Henry Miller y la hipertrofia salvadora

Estaba pensando que quizás sentirme inicial y prematuramente defraudado por Henry Miller era, en realidad, una manera de emparejarnos, una oportunidad de comprensión mutua, al menos mía, en la que, abaratándolo, justipreciándolo, (rebajándolo hasta mi corta talla espiritual), podía dialogar con ese cínico que, ahora sí, tanto dependía de mi lectura, o sea, de . Por un lado, estaba la cosa francesa: ya empachaba. Demasiado cliché libresco, demasiado tic generacional. Ya estuvo bien con los señores Hemingway, Scott-Fitzgerald, Cortázar, incluso el, ejem, señoro Woody Allen. Por otro, que de nuevo, inicialmente antes, en mi poquedad visionaria, había preferido confiarme a Martin Amis como albaceas o caballo ganador de cierta literatura elegante, sórdida y desbocada. Miller sobreabundaba en la literaturiedad y eso también producía un principio de indigestión. Su acomplejado yo obrando por hipertrofia, llenándonos la boca de polución, de genitalia, de un proceder sin pies ni cabeza que convocaba a la vez al asombro y al desaliento. Mitomanía y cloaca. Pensaba uno entonces, en el inaceptable proceso de ninguneo, que quizás Anaïs Nin, por su parte, pudo aventajarle también en la tarea de testificar la vida.
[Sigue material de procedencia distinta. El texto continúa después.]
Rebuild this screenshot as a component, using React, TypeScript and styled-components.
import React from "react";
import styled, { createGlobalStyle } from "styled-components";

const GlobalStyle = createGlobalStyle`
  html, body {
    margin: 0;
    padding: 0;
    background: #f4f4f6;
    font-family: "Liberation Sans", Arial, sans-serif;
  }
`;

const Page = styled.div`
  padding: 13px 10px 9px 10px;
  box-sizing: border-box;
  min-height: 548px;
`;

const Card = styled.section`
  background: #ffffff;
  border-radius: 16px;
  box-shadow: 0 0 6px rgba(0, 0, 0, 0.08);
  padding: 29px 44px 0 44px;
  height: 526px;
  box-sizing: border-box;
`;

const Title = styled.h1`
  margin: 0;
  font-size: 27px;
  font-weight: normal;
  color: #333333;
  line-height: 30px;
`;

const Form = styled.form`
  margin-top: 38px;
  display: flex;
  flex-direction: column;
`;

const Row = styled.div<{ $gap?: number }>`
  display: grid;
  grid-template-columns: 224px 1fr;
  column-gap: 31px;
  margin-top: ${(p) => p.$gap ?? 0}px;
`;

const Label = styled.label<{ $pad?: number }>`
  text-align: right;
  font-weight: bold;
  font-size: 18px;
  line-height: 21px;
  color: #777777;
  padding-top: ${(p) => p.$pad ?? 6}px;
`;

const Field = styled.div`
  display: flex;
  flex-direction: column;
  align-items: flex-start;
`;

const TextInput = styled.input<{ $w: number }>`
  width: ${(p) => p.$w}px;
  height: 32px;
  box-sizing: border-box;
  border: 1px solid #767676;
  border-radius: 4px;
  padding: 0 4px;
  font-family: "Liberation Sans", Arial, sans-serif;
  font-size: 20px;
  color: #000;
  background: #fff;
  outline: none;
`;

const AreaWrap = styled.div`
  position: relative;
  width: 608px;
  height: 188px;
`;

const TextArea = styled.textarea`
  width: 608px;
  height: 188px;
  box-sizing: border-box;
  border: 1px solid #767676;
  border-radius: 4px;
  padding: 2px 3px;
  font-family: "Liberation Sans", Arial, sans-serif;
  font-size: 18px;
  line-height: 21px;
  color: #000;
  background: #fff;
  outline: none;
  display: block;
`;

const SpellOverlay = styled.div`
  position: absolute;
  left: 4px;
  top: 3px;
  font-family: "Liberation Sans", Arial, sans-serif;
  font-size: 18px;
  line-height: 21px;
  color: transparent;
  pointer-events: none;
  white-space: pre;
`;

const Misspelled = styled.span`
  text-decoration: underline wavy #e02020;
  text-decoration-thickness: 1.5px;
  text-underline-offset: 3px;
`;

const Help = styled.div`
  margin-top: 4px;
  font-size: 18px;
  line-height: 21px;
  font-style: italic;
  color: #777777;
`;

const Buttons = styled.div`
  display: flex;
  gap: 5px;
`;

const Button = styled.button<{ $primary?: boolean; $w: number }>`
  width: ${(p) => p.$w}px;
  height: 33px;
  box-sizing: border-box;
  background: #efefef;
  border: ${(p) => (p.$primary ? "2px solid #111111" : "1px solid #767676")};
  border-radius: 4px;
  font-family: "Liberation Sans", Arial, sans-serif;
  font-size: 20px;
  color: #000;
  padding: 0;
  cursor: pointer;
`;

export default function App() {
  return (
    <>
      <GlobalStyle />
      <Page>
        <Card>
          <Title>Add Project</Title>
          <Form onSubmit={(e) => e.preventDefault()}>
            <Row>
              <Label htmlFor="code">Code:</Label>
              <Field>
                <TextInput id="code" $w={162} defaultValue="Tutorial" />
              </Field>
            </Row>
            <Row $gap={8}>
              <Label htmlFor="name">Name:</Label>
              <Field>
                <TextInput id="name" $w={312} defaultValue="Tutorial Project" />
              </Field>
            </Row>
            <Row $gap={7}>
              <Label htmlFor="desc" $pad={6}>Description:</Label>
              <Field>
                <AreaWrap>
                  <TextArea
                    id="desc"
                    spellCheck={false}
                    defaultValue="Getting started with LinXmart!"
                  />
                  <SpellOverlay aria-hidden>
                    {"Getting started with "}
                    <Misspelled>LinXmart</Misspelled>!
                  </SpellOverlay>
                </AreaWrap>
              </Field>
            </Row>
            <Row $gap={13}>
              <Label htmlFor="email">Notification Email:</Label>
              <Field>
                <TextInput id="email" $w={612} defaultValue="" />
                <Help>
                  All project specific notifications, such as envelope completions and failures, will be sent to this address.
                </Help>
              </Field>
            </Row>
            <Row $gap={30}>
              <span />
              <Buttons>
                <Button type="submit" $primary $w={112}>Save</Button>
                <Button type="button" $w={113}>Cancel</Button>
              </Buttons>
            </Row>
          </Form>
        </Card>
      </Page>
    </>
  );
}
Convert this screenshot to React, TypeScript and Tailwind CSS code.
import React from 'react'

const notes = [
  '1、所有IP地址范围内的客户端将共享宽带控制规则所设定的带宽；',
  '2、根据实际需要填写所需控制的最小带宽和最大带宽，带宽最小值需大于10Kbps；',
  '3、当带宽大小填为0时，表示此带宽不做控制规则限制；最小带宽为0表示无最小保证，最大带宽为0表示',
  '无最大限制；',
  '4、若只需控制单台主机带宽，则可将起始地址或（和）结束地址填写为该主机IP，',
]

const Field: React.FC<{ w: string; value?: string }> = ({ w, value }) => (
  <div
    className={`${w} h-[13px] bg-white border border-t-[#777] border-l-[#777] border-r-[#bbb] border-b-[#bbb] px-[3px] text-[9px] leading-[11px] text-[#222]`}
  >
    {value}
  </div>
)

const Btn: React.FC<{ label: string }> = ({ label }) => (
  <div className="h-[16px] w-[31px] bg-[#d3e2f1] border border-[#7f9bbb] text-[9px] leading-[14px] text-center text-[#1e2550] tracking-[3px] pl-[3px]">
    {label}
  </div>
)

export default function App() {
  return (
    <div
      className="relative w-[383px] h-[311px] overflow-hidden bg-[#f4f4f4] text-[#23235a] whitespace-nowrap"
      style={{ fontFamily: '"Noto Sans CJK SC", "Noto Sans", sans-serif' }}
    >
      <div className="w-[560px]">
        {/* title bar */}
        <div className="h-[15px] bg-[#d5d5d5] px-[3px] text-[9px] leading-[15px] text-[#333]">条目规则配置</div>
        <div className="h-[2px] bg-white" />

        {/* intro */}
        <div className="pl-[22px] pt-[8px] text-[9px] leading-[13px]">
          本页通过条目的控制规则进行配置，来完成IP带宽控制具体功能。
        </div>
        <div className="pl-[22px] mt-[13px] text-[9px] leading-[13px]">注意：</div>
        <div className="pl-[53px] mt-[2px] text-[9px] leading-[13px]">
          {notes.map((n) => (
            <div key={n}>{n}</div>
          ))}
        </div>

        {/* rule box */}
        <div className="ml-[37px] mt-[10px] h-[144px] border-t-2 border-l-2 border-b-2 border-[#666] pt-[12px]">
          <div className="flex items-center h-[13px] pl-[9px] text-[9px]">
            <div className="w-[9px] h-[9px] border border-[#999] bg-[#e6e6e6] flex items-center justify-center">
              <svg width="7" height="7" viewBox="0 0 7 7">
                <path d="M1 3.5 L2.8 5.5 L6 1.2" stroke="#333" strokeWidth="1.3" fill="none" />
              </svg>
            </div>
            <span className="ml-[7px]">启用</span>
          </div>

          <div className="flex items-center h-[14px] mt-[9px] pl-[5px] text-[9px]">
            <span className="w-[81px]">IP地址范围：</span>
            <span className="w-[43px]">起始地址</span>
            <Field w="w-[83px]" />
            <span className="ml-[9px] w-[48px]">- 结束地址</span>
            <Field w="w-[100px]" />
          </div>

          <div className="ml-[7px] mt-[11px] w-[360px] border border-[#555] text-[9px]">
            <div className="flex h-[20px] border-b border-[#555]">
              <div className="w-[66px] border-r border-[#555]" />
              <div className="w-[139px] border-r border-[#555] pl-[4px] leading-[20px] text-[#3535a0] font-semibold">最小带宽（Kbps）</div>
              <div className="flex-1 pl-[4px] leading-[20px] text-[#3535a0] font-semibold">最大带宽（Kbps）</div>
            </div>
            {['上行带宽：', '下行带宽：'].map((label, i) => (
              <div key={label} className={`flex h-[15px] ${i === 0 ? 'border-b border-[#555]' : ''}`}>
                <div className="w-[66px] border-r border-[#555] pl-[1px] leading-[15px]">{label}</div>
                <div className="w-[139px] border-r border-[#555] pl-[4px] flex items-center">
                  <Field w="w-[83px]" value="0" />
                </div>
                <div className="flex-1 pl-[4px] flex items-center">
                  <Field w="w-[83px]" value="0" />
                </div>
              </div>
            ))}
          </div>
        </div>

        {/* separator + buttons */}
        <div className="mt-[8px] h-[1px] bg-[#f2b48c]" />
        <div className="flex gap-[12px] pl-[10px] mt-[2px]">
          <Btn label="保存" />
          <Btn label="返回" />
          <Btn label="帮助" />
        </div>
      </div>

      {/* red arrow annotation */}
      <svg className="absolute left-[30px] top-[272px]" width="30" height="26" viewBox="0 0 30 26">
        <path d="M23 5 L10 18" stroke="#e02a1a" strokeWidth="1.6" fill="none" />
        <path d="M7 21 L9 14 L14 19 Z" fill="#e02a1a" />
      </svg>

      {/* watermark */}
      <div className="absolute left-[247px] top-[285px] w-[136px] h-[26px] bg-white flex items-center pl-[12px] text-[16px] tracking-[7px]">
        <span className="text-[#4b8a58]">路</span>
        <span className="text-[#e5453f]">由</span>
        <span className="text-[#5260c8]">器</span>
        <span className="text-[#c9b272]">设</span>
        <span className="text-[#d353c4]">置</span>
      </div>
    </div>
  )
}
Ella, más condensada, más introspectiva, más organizada y más pulcra, ¿acabaría reduciéndolo a escombrillo literario? Eso sí, muy bien pagado y agrandado. ¿Y qué más? Pues esto: «Durante toda la noche huelo las lilas en el cuartito oscuro donde ella se suelta la melena» (pág. 110). Ahí ya nos enseñábamos el cilicio, nos preparábamos para la contrición. Comenzábamos a admirar, qué digo a admirar, a consagrarnos a los mataderos de amor, tan deliciosos, esa hipertrofia salvadora del heroico Miller, acomplejado, pervertido e ídolo dorado, ya sí, paseándose bajo la majestuosidad de su aura pobretona y corrosiva en el edén de los elegidos.